(Bloomberg) — North Macedonia’s central bank governor said the lack of progress in talks to join the European Union is driving away investors.
The former Yugoslav republic of about 2 million has been waiting for almost two decades to start membership negotiations with the EU. Looking at past experiences with other economies, it’s clear that accession would bolster the economy, Governor Anita Angelovska Bezhoska said.
“But the lack of progress is a hurdle for investors, who still wait to see some momentum in the talks,” she said in an interview in Split, Croatia.
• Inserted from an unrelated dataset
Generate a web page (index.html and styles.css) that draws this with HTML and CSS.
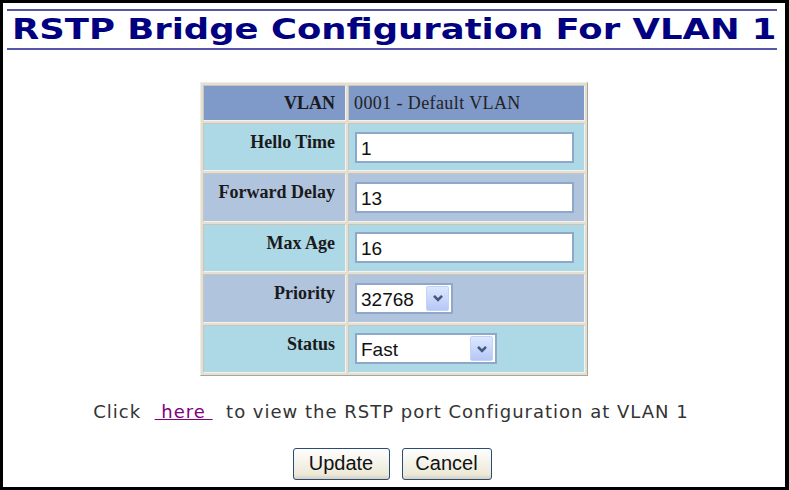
FILE: index.html
```html
<!DOCTYPE html>
<html>
<head>
<meta charset="utf-8">
<link rel="stylesheet" href="styles.css">
</head>
<body>
<div class="page">
  <h1 class="title"><span class="title-text">RSTP Bridge Configuration For VLAN 1</span></h1>
  <table class="cfg">
    <tr class="hdr">
      <td class="lbl mid">VLAN</td>
      <td class="val">0001 - Default VLAN</td>
    </tr>
    <tr class="light">
      <td class="lbl">Hello Time</td>
      <td class="val"><div class="inp">1</div></td>
    </tr>
    <tr class="steel">
      <td class="lbl">Forward Delay</td>
      <td class="val"><div class="inp">13</div></td>
    </tr>
    <tr class="light">
      <td class="lbl">Max Age</td>
      <td class="val"><div class="inp">16</div></td>
    </tr>
    <tr class="steel">
      <td class="lbl">Priority</td>
      <td class="val"><div class="sel sel-pri"><span class="sel-text">32768</span><span class="drop"><svg width="12" height="8" viewBox="0 0 12 8"><path d="M2 1.8 L6 5.8 L10 1.8" fill="none" stroke="#44587c" stroke-width="2.6"/></svg></span></div></td>
    </tr>
    <tr class="light">
      <td class="lbl">Status</td>
      <td class="val"><div class="sel sel-stat"><span class="sel-text">Fast</span><span class="drop"><svg width="12" height="8" viewBox="0 0 12 8"><path d="M2 1.8 L6 5.8 L10 1.8" fill="none" stroke="#44587c" stroke-width="2.6"/></svg></span></div></td>
    </tr>
  </table>
  <p class="note">Click &nbsp;<a class="link" href="#">&nbsp;here&nbsp;</a>&nbsp; to view the RSTP port Configuration at VLAN 1</p>
  <div class="buttons">
    <button class="btn btn-update">Update</button>
    <button class="btn btn-cancel">Cancel</button>
  </div>
</div>
</body>
</html>
```

FILE: styles.css
```css
html {
  background: #000;
  margin: 0;
  padding: 0;
}
body {
  margin: 3px 4px 3px 3px;
  padding: 0;
  background: #fff;
  height: 484px;
  overflow: hidden;
}
.page {
  display: flex;
  flex-direction: column;
  align-items: center;
}
.title {
  align-self: stretch;
  margin: 6px 8px 0 4px;
  border-top: 2px solid #5656a8;
  border-bottom: 2px solid #5656a8;
  font-family: "DejaVu Sans", Verdana, sans-serif;
  font-weight: bold;
  font-size: 28px;
  line-height: 37px;
  height: 37px;
  color: #000080;
  padding-left: 5px;
  white-space: nowrap;
  overflow: hidden;
}
.title-text {
  display: inline-block;
  transform: scaleX(1.265);
  transform-origin: left center;
}
.cfg {
  margin-top: 32px;
  border-collapse: separate;
  border-spacing: 2px;
  background: #e3dfd4;
  border: 1px solid;
  border-color: #f0ede4 #a8a498 #a8a498 #f0ede4;
  font-family: "Liberation Serif", "Times New Roman", serif;
  font-size: 18px;
  color: #1a1a1a;
}
.cfg td {
  border: 1px solid;
  border-color: #c9c5b8 #f4f2ea #f4f2ea #c9c5b8;
  padding: 0;
}
.lbl {
  width: 131px;
  text-align: right;
  vertical-align: top;
  font-weight: bold;
  line-height: 20px;
  padding: 8px 10px 0 0 !important;
}
.lbl.mid {
  vertical-align: middle;
  padding-top: 0 !important;
}
.val {
  width: 230px;
  vertical-align: middle;
  padding-left: 5px !important;
}
.hdr td { height: 34px; background: #7f99c9; }
.hdr .val { color: #222; letter-spacing: 0.4px; }
.light td { height: 46.4px; background: #add8e6; }
.steel td { height: 46.4px; background: #b0c4de; }
.steel .lbl, .light .lbl { height: 38.4px; }
.inp {
  width: 211px;
  height: 27px;
  border: 2px solid #8fa7c8;
  background: #fff;
  font-family: "Liberation Sans", Arial, sans-serif;
  font-size: 19px;
  line-height: 29px;
  padding-left: 4px;
  color: #111;
  box-sizing: content-box;
  margin-left: 1px;
}
.sel {
  display: flex;
  align-items: center;
  justify-content: space-between;
  height: 27px;
  border: 2px solid #8fa7c8;
  background: #fff;
  font-family: "Liberation Sans", Arial, sans-serif;
  font-size: 19px;
  color: #111;
  padding-left: 4px;
  padding-right: 2px;
  margin-left: 1px;
}
.sel-text { padding-top: 3px; }
.sel-pri { width: 88px; }
.sel-stat { width: 132px; }
.drop {
  width: 21px;
  height: 23px;
  border: 1px solid #c3d3f8;
  border-radius: 2px;
  background: linear-gradient(#dde8fe, #b5c7f7);
  display: flex;
  align-items: center;
  justify-content: center;
}
.note {
  margin: 25px 0 0 0;
  font-family: "DejaVu Sans", Verdana, sans-serif;
  font-size: 18px;
  letter-spacing: 1px;
  color: #333;
  white-space: pre;
  padding-right: 6px;
}
.link {
  color: #800080;
  text-decoration: underline;
}
.buttons {
  margin-top: 26px;
  display: flex;
  gap: 12px;
  padding-right: 4px;
}
.btn {
  font-family: "Liberation Sans", Arial, sans-serif;
  font-size: 20px;
  color: #111;
  height: 32px;
  border: 1px solid #2a4a78;
  border-radius: 3px;
  background: linear-gradient(#fefefe, #ece9d8 85%, #d6d0c0);
  padding: 0;
}
.btn-update { width: 97px; }
.btn-cancel { width: 90px; }
```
North Macedonia’s gross domestic product is at 40% of the EU average and the country needs more technology and innovation to increase productivity, Bezhoska added.
About 60% of Macedonians support EU membership, but the number of respondents who said the country will never join the bloc has grown to 30% from 23% in 2014, according to a poll last year by the Institute for Democracy in the capital Skopje and Konrad Adenauer Stiftung.
The EU gave the landlocked Balkan country formal approval to begin accession talks in 2020, but the move was blocked by a spat with Bulgaria. Now Brussels requires North Macedonia to amend its constitution to mention Bulgarians among other nationalities living in the country.
The change is deeply unpopular with the public, but will need to be addressed by the next government that emerges after a general election in May.
North Macedonia has tried since 2005 to begin the accession process, forging a power-sharing agreement with its Albanian minority population. It managed to resolve a long-standing naming dispute with Greece and joined NATO in 2019.
However, the talks with Brussels have seen no progress and the central bank “isn’t factoring in positive effects from potential membership or from acceleration of the EU accession process” in its macroeconomic projections, according to the governor.